However Ben Doherty explained to me that a lot of this piece-work, outside of factories is done behind the backs of the Western company:

“This is not necessarily designed to work this way but the way the system is built means that companies lose control of their supply chains.

“Sherrin [and other companies], from their end look at it and say, look ‘we’ve got a supply contract in India and it says this, and these are the conditions, we’re audited twice a year and we’re confident that this is the way it is in our shiny new factory’ but it ignores the realities on the ground that as soon as their backs are turned, basically, these balls are being farmed out and manufactured in another way.”

When Exeposé asked for comment xxxxxxx xxxx, Sales and Marketing Director of xxxxxxx xxxxx, had this to say:

“I can reassure you that we operate to the highest standards in the industry."

“The photograph you have provided is taken outside a stitching centre and therefore if xxxxxxx balls are being stitched in that location it is of great concern to us."

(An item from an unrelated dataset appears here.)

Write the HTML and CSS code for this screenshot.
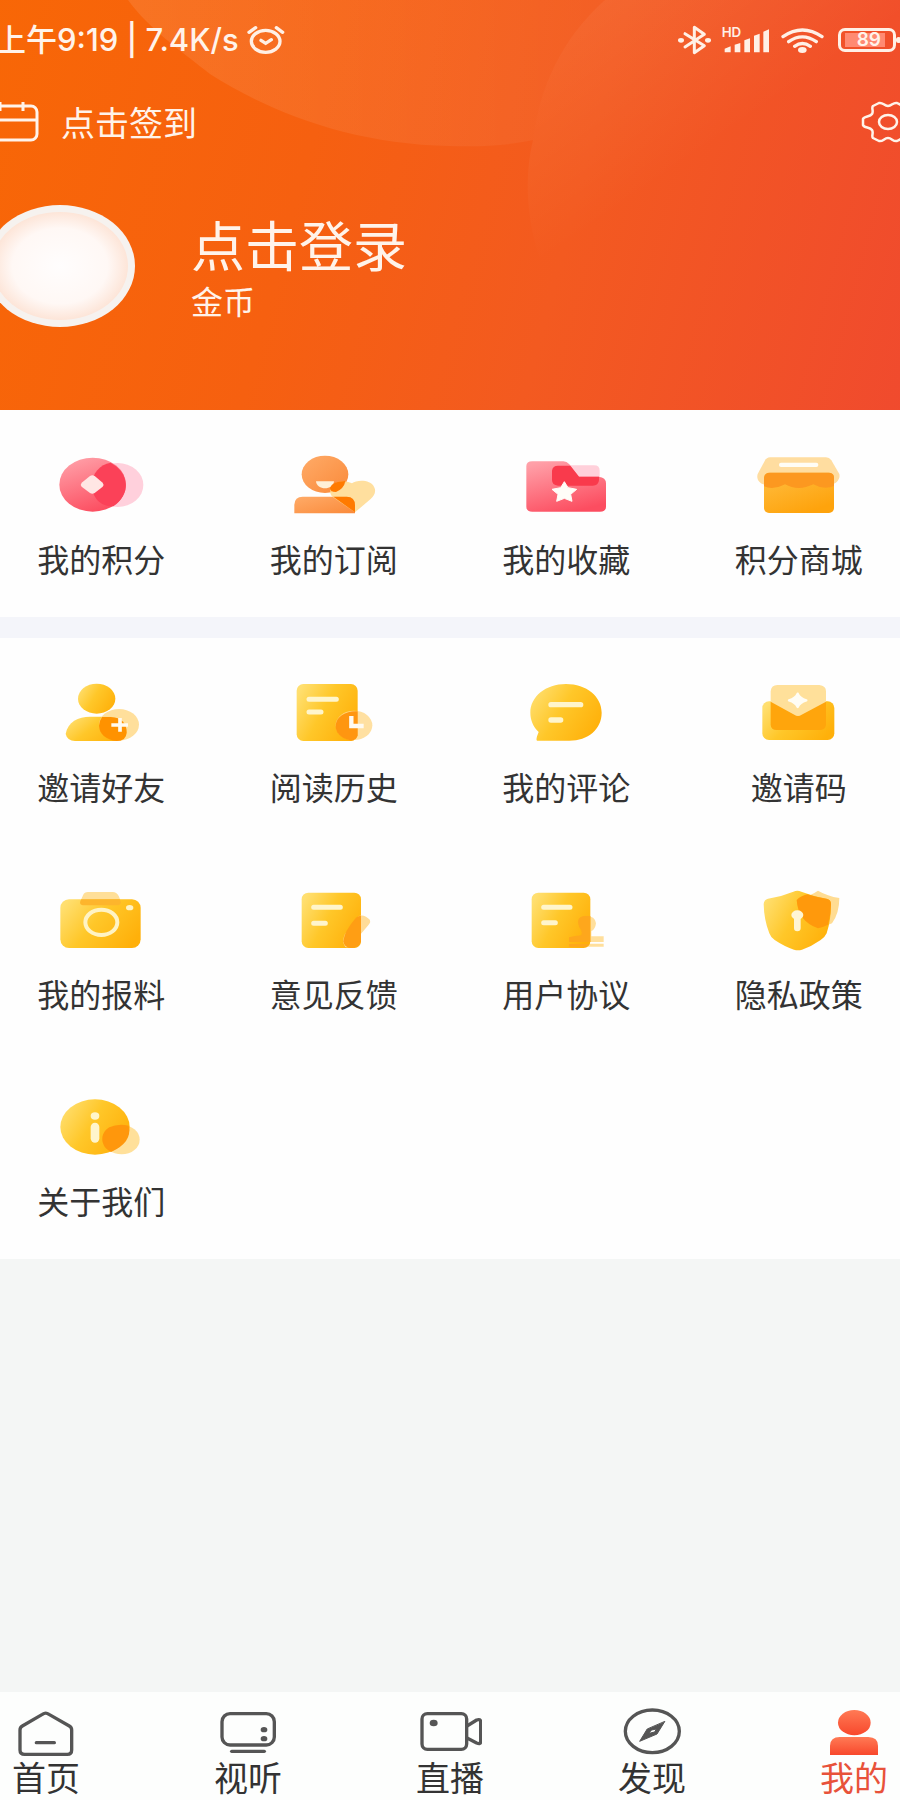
FILE: index.html
```html
<!DOCTYPE html>
<html lang="zh-CN">
<head>
  <meta charset="UTF-8">
  <meta name="viewport" content="width=device-width, initial-scale=1.0">
  <title>我的</title>
  <link rel="stylesheet" href="styles.css">
</head>
<body>
  <!-- shared gradients -->
  <svg class="defs" width="0" height="0" aria-hidden="true">
    <defs>
      <linearGradient id="yellow" x1="0" y1="0.2" x2="1" y2="0.7">
        <stop offset="0" stop-color="#ffdf70"/>
        <stop offset="0.45" stop-color="#ffc729"/>
        <stop offset="1" stop-color="#ffb00a"/>
      </linearGradient>
      <linearGradient id="red" x1="0.2" y1="0" x2="0.6" y2="1">
        <stop offset="0" stop-color="#ffa0a8"/>
        <stop offset="1" stop-color="#fc4d60"/>
      </linearGradient>
      <linearGradient id="peach" x1="0" y1="0" x2="1" y2="1">
        <stop offset="0" stop-color="#ffab68"/>
        <stop offset="1" stop-color="#fa8a3a"/>
      </linearGradient>
      <linearGradient id="shop" x1="0" y1="0" x2="0.6" y2="1">
        <stop offset="0" stop-color="#ffbe42"/>
        <stop offset="1" stop-color="#fea30c"/>
      </linearGradient>
      <linearGradient id="active" x1="0" y1="0" x2="0" y2="1">
        <stop offset="0" stop-color="#ff7a55"/>
        <stop offset="1" stop-color="#f8482c"/>
      </linearGradient>
    </defs>
  </svg>

  <header class="header">
    <svg class="header-bg" viewBox="0 0 900 410" preserveAspectRatio="none" aria-hidden="true">
      <defs>
        <linearGradient id="fadeOne" x1="0" y1="0" x2="1" y2="0">
          <stop offset="0" stop-color="#fff" stop-opacity="0.1"/>
          <stop offset="1" stop-color="#fff" stop-opacity="0.03"/>
        </linearGradient>
        <linearGradient id="fadeTwo" x1="0" y1="0" x2="0.5" y2="0.8">
          <stop offset="0" stop-color="#fff" stop-opacity="0.09"/>
          <stop offset="0.6" stop-color="#fff" stop-opacity="0"/>
        </linearGradient>
      </defs>
      <path fill="url(#fadeOne)" d="M128 0C150 30 180 50 210 74C270 112 350 144 450 146C485 147 510 145 533 140C539 90 560 40 605 0Z"/>
      <path fill="url(#fadeTwo)" d="M605 0C560 40 539 90 533 140C518 200 535 280 580 330C610 365 650 395 690 410H900V0Z"/>
    </svg>

    <div class="status">
      <span class="status-text">上午9:19 | 7.4K/s</span>
      <svg width="38" height="30" viewBox="744 72 114 90" fill="none" stroke="#fff0e6" stroke-width="10" stroke-linecap="round" aria-hidden="true">
        <ellipse cx="800" cy="121" rx="43" ry="33"/>
        <path d="M750 94L770 80M832 80L851 94M786 118L800 127L817 116"/>
      </svg>
      <div class="status-icons">
        <svg width="33" height="30" viewBox="684 71 99 90" aria-hidden="true">
          <path d="M705 97L763 133L733 154V78L763 99L705 137" fill="none" stroke="#fff0e6" stroke-width="9" stroke-linejoin="round" stroke-linecap="round"/>
          <ellipse cx="693" cy="117" rx="9" ry="7" fill="#fff0e6"/>
          <ellipse cx="774" cy="117" rx="9" ry="7" fill="#fff0e6"/>
        </svg>
        <svg class="signal" width="48" height="30" viewBox="814 71 144 90" fill="#fff0e6" aria-hidden="true">
          <text x="813" y="108">HD</text>
          <path d="M822 142L840 135V153H822ZM852 130L869 125V153H852ZM881 117L898 111V153H881ZM910 103L927 97V153H910ZM938 91L955 84V153H938Z"/>
        </svg>
        <svg class="wifi" width="43" height="30" viewBox="992 71 129 90" aria-hidden="true">
          <path d="M998 106Q1056 66 1115 106M1015 121Q1056 92 1098 121M1033 135Q1056 118 1080 135" fill="none" stroke="#fff0e6" stroke-width="10" stroke-linecap="round"/>
          <ellipse cx="1056" cy="146" rx="13" ry="9" fill="#fff0e6"/>
        </svg>
        <span class="battery"><span class="battery-level">89</span></span>
      </div>
    </div>

    <div class="toolbar">
      <button class="sign" type="button">
        <svg width="54" height="42" viewBox="0 0 54 42" fill="none" stroke="#fff3ea" stroke-width="3" aria-hidden="true">
          <rect x="4" y="5" width="48" height="34" rx="6"/>
          <path d="M4 19H52M15 1V10M38 1V10"/>
        </svg>
        <span>点击签到</span>
      </button>
      <button class="settings" type="button" aria-label="设置">
        <svg width="54" height="42" viewBox="0 0 54 42" fill="none" stroke="#fff3ea" stroke-width="2.5" stroke-linejoin="round" aria-hidden="true">
          <path d="M18 2C22 1 23 5 27 5S32 1 36 2L42 5C44 7 41 10 43 13C45 16 51 15 52 18V24C51 27 45 26 43 29C41 32 44 35 42 37L36 40C32 41 31 37 27 37S22 41 18 40L12 37C10 35 13 32 11 29C9 26 3 27 2 24V18C3 15 9 16 11 13C13 10 10 7 12 5Z"/>
          <ellipse cx="27" cy="21" rx="9" ry="7"/>
        </svg>
      </button>
    </div>

    <div class="profile">
      <svg class="avatar" width="150" height="122" viewBox="0 0 150 122" aria-hidden="true">
        <defs>
          <radialGradient id="face">
            <stop offset="0" stop-color="#fffdfd"/>
            <stop offset="0.7" stop-color="#fff8f5"/>
            <stop offset="1" stop-color="#fde5d8"/>
          </radialGradient>
        </defs>
        <ellipse cx="75" cy="61" rx="75" ry="61" fill="#f6f2ef"/>
        <ellipse cx="75" cy="61" rx="68" ry="54" fill="url(#face)"/>
      </svg>
      <div class="profile-info">
        <a class="login" href="#">点击登录</a>
        <span class="coins">金币</span>
      </div>
    </div>
  </header>

  <main>
    <nav class="menu">
      <a class="menu-item" href="#">
        <svg viewBox="153 60 300 204" aria-hidden="true">
          <ellipse cx="353" cy="165" rx="77" ry="66" fill="#ffd0dc"/>
          <ellipse cx="278" cy="164" rx="100" ry="81" fill="url(#red)"/>
          <path d="M332 98A100 81 0 0 1 340 229C300 230 276 202 276 164C276 130 300 103 332 98Z" fill="#fb4158"/>
          <path d="M270 138Q277 133 284 138L308 158Q313 164 308 170L284 189Q277 193 270 189L245 170Q240 164 245 158Z" fill="#ffe6e4"/>
        </svg>
        <span>我的积分</span>
      </a>
      <a class="menu-item" href="#">
        <svg viewBox="852 60 300 204" aria-hidden="true">
          <ellipse cx="975" cy="133" rx="70" ry="56" fill="url(#peach)"/>
          <path d="M948 154H1002C1000 182 950 182 948 154Z" fill="#fff0d8"/>
          <path d="M883 250V224Q884 200 908 200H1040Q1065 200 1065 226V250Z" fill="url(#peach)"/>
          <path d="M1065 247L998 201C978 180 1000 152 1032 154Q1046 155 1056 160C1070 148 1112 148 1122 170Q1132 188 1112 207Z" fill="#ffd98d" opacity="0.85"/>
          <path d="M990 174Q997 153 1036 153Q1032 176 1008 186Q990 186 990 174ZM1000 200H1040Q1065 200 1065 226V247Z" fill="#ff7a00"/>
        </svg>
        <span>我的订阅</span>
      </a>
      <a class="menu-item" href="#">
        <svg viewBox="198 60 300 204" aria-hidden="true">
          <path d="M354 106H432Q449 106 449 122V145H354Z" fill="#ffd0da"/>
          <path d="M229 108Q229 94 247 94H340Q350 94 358 103L387 140H446Q468 142 468 160V230Q468 245 450 245H247Q229 245 229 230Z" fill="url(#red)"/>
          <path d="M324 107H361L387 140H447V150Q446 167 428 167H324Q306 165 306 150V122Q308 107 324 107Z" fill="#f93a4c"/>
          <path d="M343 155L354 173L380 178L362 193L366 214L343 205L320 214L324 193L306 178L332 173Z" fill="#fffdf8" stroke="#fffdf8" stroke-width="3" stroke-linejoin="round"/>
        </svg>
        <span>我的收藏</span>
      </a>
      <a class="menu-item" href="#">
        <svg viewBox="897 60 300 204" aria-hidden="true">
          <path d="M960 82H1128Q1138 82 1144 91L1168 132C1172 148 1158 164 1140 164H948C930 164 918 148 923 132L944 93Q950 82 960 82Z" fill="#ffdda0"/>
          <rect x="942" y="128" width="210" height="121" rx="15" fill="url(#shop)"/>
          <path d="M942 143Q944 128 960 128H1135Q1152 128 1152 143V168Q1122 181 1090 163Q1045 185 1005 163Q970 181 942 169Z" fill="#fc9820"/>
          <rect x="987" y="98" width="118" height="13" rx="6" fill="#fffdf5"/>
        </svg>
        <span>积分商城</span>
      </a>
    </nav>

    <nav class="menu menu-more">
      <a class="menu-item" href="#">
        <svg viewBox="153 54 300 204" aria-hidden="true">
          <ellipse cx="290" cy="116" rx="56" ry="45" fill="url(#yellow)"/>
          <path d="M197 222C203 185 235 170 270 170H332C365 172 380 190 380 218Q378 243 350 243H225Q202 243 197 222Z" fill="url(#yellow)"/>
          <ellipse cx="357" cy="194" rx="60" ry="47" fill="#ffd98a" opacity="0.85"/>
          <path d="M306 171H332C365 172 380 190 380 218Q378 243 350 243C318 240 297 220 297 197Q297 184 306 171Z" fill="#ff9200"/>
          <path d="M360 174V215M334 195H384" stroke="#fffaf0" stroke-width="11"/>
        </svg>
        <span>邀请好友</span>
      </a>
      <a class="menu-item" href="#">
        <svg viewBox="852 54 300 204" aria-hidden="true">
          <rect x="890" y="72" width="183" height="171" rx="20" fill="url(#yellow)"/>
          <ellipse cx="1062" cy="196" rx="55" ry="44" fill="#ffdb91" opacity="0.85"/>
          <path d="M1073 154V226Q1070 243 1050 241C1020 234 1005 215 1007 194C1010 170 1038 152 1073 154Z" fill="#ff9610"/>
          <path d="M927 118H1009M927 156H963" stroke="#fff5cc" stroke-width="15" stroke-linecap="round"/>
          <path d="M1054 168V198H1091" fill="none" stroke="#fffaf0" stroke-width="13"/>
        </svg>
        <span>阅读历史</span>
      </a>
      <a class="menu-item" href="#">
        <svg viewBox="198 54 300 204" aria-hidden="true">
          <path d="M348 72C410 72 455 110 455 158C455 207 414 242 358 242H261Q256 240 266 216C250 200 241 181 241 158C241 110 287 72 348 72Z" fill="url(#yellow)"/>
          <path d="M303 134H392M303 180H332" stroke="#fff5cc" stroke-width="16" stroke-linecap="round"/>
        </svg>
        <span>我的评论</span>
      </a>
      <a class="menu-item" href="#">
        <svg viewBox="897 54 300 204" aria-hidden="true">
          <rect x="937" y="124" width="216" height="116" rx="20" fill="url(#yellow)"/>
          <path d="M962 125H1128V194Q1126 210 1108 210H980Q963 210 962 194Z" fill="#ffa50c"/>
          <path d="M962 94Q964 75 982 75H1108Q1128 77 1128 94V125L1055 164Q1044 172 1033 164L962 125Z" fill="#ffe09a"/>
          <path d="M1043 101Q1049 115 1069 121Q1049 127 1043 141Q1037 127 1017 121Q1037 115 1043 101Z" fill="#fffdf5" stroke="#fffdf5" stroke-width="7" stroke-linejoin="round"/>
        </svg>
        <span>邀请码</span>
      </a>

      <a class="menu-item" href="#">
        <svg viewBox="153 45 300 204" aria-hidden="true">
          <path d="M264 66H338Q350 66 356 78L368 106H236L249 76Q253 66 264 66Z" fill="#ffdf98"/>
          <rect x="181" y="88" width="241" height="146" rx="26" fill="url(#yellow)"/>
          <path d="M244 88H359Q368 104 354 106H248Q234 102 244 88Z" fill="#fdb52c"/>
          <ellipse cx="304" cy="157" rx="48" ry="38" fill="none" stroke="#fff3c4" stroke-width="12"/>
          <ellipse cx="389" cy="113" rx="11" ry="8" fill="#fff3c4"/>
        </svg>
        <span>我的报料</span>
      </a>
      <a class="menu-item" href="#">
        <svg viewBox="852 45 300 204" aria-hidden="true">
          <rect x="905" y="68" width="178" height="166" rx="20" fill="url(#yellow)"/>
          <path d="M1074 140Q1084 133 1098 140L1108 148Q1114 156 1106 164L1052 228Q1046 234 1036 231Q1025 216 1034 194Z" fill="#ffdc98"/>
          <path d="M1083 137V214Q1078 234 1054 234Q1032 234 1030 214Q1032 184 1068 143Q1075 137 1083 137Z" fill="#ff9e14"/>
          <path d="M941 112H1021M941 160H976" stroke="#fff5cc" stroke-width="15" stroke-linecap="round"/>
        </svg>
        <span>意见反馈</span>
      </a>
      <a class="menu-item" href="#">
        <svg viewBox="198 45 300 204" aria-hidden="true">
          <path d="M400 138Q436 135 438 160Q436 178 424 184V199H461V216H400ZM400 221H461V230H400Z" fill="#ffdf9c"/>
          <rect x="245" y="68" width="176" height="166" rx="20" fill="url(#yellow)"/>
          <path d="M421 138V216H357V202Q374 198 394 196Q398 186 388 172Q376 142 402 138ZM357 222H418L410 230H357Z" fill="#fea71c"/>
          <path d="M281 112H360M281 158H316" stroke="#fff5cc" stroke-width="15" stroke-linecap="round"/>
        </svg>
        <span>用户协议</span>
      </a>
      <a class="menu-item" href="#">
        <svg viewBox="897 45 300 204" aria-hidden="true">
          <path d="M1104 62Q1132 78 1168 84Q1168 130 1146 160Q1126 170 1104 174Q1044 156 1040 88Q1082 78 1104 62Z" fill="#ffdc92"/>
          <path d="M1030 65Q1042 60 1054 65Q1092 80 1130 86Q1143 89 1143 102Q1143 150 1130 190Q1126 200 1112 210Q1084 230 1056 239Q1044 243 1032 239Q1004 230 974 210Q962 202 958 190Q942 150 941 102Q942 89 954 86Q994 80 1030 65Z" fill="url(#yellow)"/>
          <path d="M1072 73Q1104 83 1132 87Q1143 90 1143 102Q1143 134 1134 164Q1118 172 1104 175Q1044 154 1040 90Q1052 78 1072 73Z" fill="#ff990c"/>
          <ellipse cx="1042" cy="135" rx="18" ry="14" fill="#fff5d4"/>
          <path d="M1042 138V174" stroke="#fff5d4" stroke-width="20" stroke-linecap="round"/>
        </svg>
        <span>隐私政策</span>
      </a>

      <a class="menu-item" href="#">
        <svg viewBox="153 36 300 204" aria-hidden="true">
          <ellipse cx="365" cy="179" rx="54" ry="44" fill="#ffe09a"/>
          <ellipse cx="285" cy="141" rx="104" ry="83" fill="url(#yellow)"/>
          <path d="M386 137Q398 186 333 216C300 200 298 160 328 142Q354 130 386 137Z" fill="#ff970c"/>
          <ellipse cx="285" cy="108" rx="13" ry="11" fill="#fff5cc"/>
          <path d="M285 141V175" stroke="#fff5cc" stroke-width="26" stroke-linecap="round"/>
        </svg>
        <span>关于我们</span>
      </a>
    </nav>
  </main>

  <nav class="tabbar">
    <a class="tab" href="#">
      <svg viewBox="42 81 192 156" aria-hidden="true">
        <path d="M127 103Q137 96 147 103L208 138Q215 142 215 150V210Q215 223 202 223H74Q60 223 60 210V150Q60 142 67 138ZM109 188H163"/>
      </svg>
      <span>首页</span>
    </a>
    <a class="tab" href="#">
      <svg viewBox="649 81 192 156" aria-hidden="true">
        <rect x="667" y="101" width="157" height="94" rx="24"/>
        <path d="M696 214H794"/>
        <ellipse class="dot" cx="793" cy="149" rx="10" ry="8"/>
        <ellipse class="dot" cx="793" cy="176" rx="10" ry="8"/>
      </svg>
      <span>视听</span>
    </a>
    <a class="tab" href="#">
      <svg viewBox="1254 81 192 156" aria-hidden="true">
        <rect x="1266" y="101" width="134" height="107" rx="16"/>
        <path d="M1401 138L1430 120Q1442 116 1442 126V185Q1442 194 1430 189L1401 174"/>
        <ellipse class="dot" cx="1301" cy="129" rx="12" ry="10"/>
      </svg>
      <span>直播</span>
    </a>
    <a class="tab" href="#">
      <svg viewBox="511 81 192 156" aria-hidden="true">
        <ellipse cx="608" cy="154" rx="81" ry="64"/>
        <path class="needle" d="M645 125L622 162L570 184L592 148ZM598 160L615 156L620 147L606 150Z"/>
      </svg>
      <span>发现</span>
    </a>
    <a class="tab tab-active" href="#">
      <svg viewBox="1119 81 192 156" aria-hidden="true">
        <ellipse cx="1216" cy="128" rx="49" ry="38" fill="url(#active)"/>
        <path d="M1143 225V197Q1144 171 1172 171H1258Q1287 172 1287 197V225Z" fill="url(#active)"/>
      </svg>
      <span>我的</span>
    </a>
  </nav>
</body>
</html>
```

FILE: styles.css
```css
* {
  box-sizing: border-box;
}
body {
  margin: 0;
  min-height: 100vh;
  display: flex;
  flex-direction: column;
  overflow-x: hidden;
  background: #f4f6f5;
  color: #333;
  font-family: "Noto Sans CJK SC", sans-serif;
}
a {
  color: inherit;
  text-decoration: none;
}
button {
  padding: 0;
  border: none;
  background: none;
  color: inherit;
  font: inherit;
  cursor: pointer;
}
svg {
  display: block;
  flex-shrink: 0;
}
.defs {
  position: absolute;
}

/* header */
.header {
  position: relative;
  height: 410px;
  margin: 0 -15px;
  overflow: hidden;
  background: linear-gradient(105deg, #f86706 0%, #f66010 35%, #f35a20 62%, #f04a2e 100%);
  color: #fff3ea;
}
.header-bg {
  position: absolute;
  top: 0;
  left: 15px;
  width: calc(100% - 30px);
  height: 100%;
}
.status,
.toolbar,
.profile {
  position: relative;
  display: flex;
  align-items: center;
}
.status {
  height: 80px;
  padding: 0 15px 0 10px;
  gap: 8px;
}
.status-text {
  font-family: Inter, "Noto Sans CJK SC", sans-serif;
  font-size: 31px;
  font-weight: 500;
  line-height: 40px;
  white-space: nowrap;
}
.status-icons {
  display: flex;
  align-items: center;
  gap: 11px;
  margin-left: auto;
}
.signal text {
  font-family: Inter, sans-serif;
  font-size: 40px;
  font-weight: 600;
}
.wifi {
  margin-right: 3px;
}
.battery {
  position: relative;
  width: 58px;
  height: 24px;
  margin-right: 4px;
  padding: 2px 8px 2px 4px;
  border: 3px solid #fff0e6;
  border-radius: 7px;
}
.battery::after {
  content: "";
  position: absolute;
  top: 6px;
  right: -8px;
  width: 5px;
  height: 6px;
  border-radius: 3px;
  background: #fff0e6;
}
.battery-level {
  display: block;
  height: 14px;
  padding-right: 4px;
  background: #ff8a72;
  font-family: Inter, sans-serif;
  font-size: 19px;
  font-weight: 600;
  line-height: 14px;
  text-align: right;
}
.toolbar {
  height: 84px;
  justify-content: space-between;
}
.sign {
  display: flex;
  align-items: center;
  gap: 22px;
  font-size: 34px;
  line-height: 40px;
}
.profile {
  padding-top: 41px;
  gap: 56px;
}
.profile-info {
  display: flex;
  flex-direction: column;
  gap: 4px;
}
.login {
  font-size: 54px;
  line-height: 64px;
}
.coins {
  font-size: 32px;
  line-height: 40px;
}

/* menu grids */
.menu {
  display: grid;
  grid-template-columns: repeat(4, 1fr);
  margin: 0 -15px;
  background: #fefefe;
  border-bottom: 21px solid #f4f5fa;
}
.menu-more {
  border-bottom: none;
}
.menu-item {
  display: flex;
  flex-direction: column;
  align-items: center;
  gap: 20px;
  padding: 40px 0 39px;
  font-size: 32px;
  line-height: 40px;
}
.menu-item svg {
  width: 100px;
  height: 68px;
}

/* bottom tabs */
.tabbar {
  display: flex;
  justify-content: space-between;
  margin-top: auto;
  padding: 15px 12px 5px;
  background: #fdfefd;
}
.tab {
  display: flex;
  flex-direction: column;
  align-items: center;
  font-size: 34px;
  line-height: 36px;
}
.tab svg {
  width: 64px;
  height: 52px;
  fill: none;
  stroke: #555;
  stroke-width: 10px;
  stroke-linecap: round;
  stroke-linejoin: round;
}
.tab .dot {
  fill: #555;
  stroke: none;
}
.tab .needle {
  fill: #555;
  fill-rule: evenodd;
  stroke-width: 3px;
}
.tab-active {
  color: #e8523a;
}
.tab-active svg {
  stroke: none;
}
```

“I have launched a full investigation into this photograph.”

Allthis seems to be happening without xxxxxxx’s knowledge and it is right that the company have expressed great concern and are investigating the matter. However Ben Doherty commented in October that a lack of knowledge is no mitigation for this corruption of the supply chain:

“Companies will say ‘we didn’t know about this’ and that sort of thing but the argument is that that doesn’t really matter, they are your balls, you should know, you should have a little bit of responsibility for how they’re being made.

“My response to that was, is doesn’t matter if you knew or not, it’s still happening, the people are still being paid 12 [Australian] cents a ball. What do they care if the CEO knows or not?”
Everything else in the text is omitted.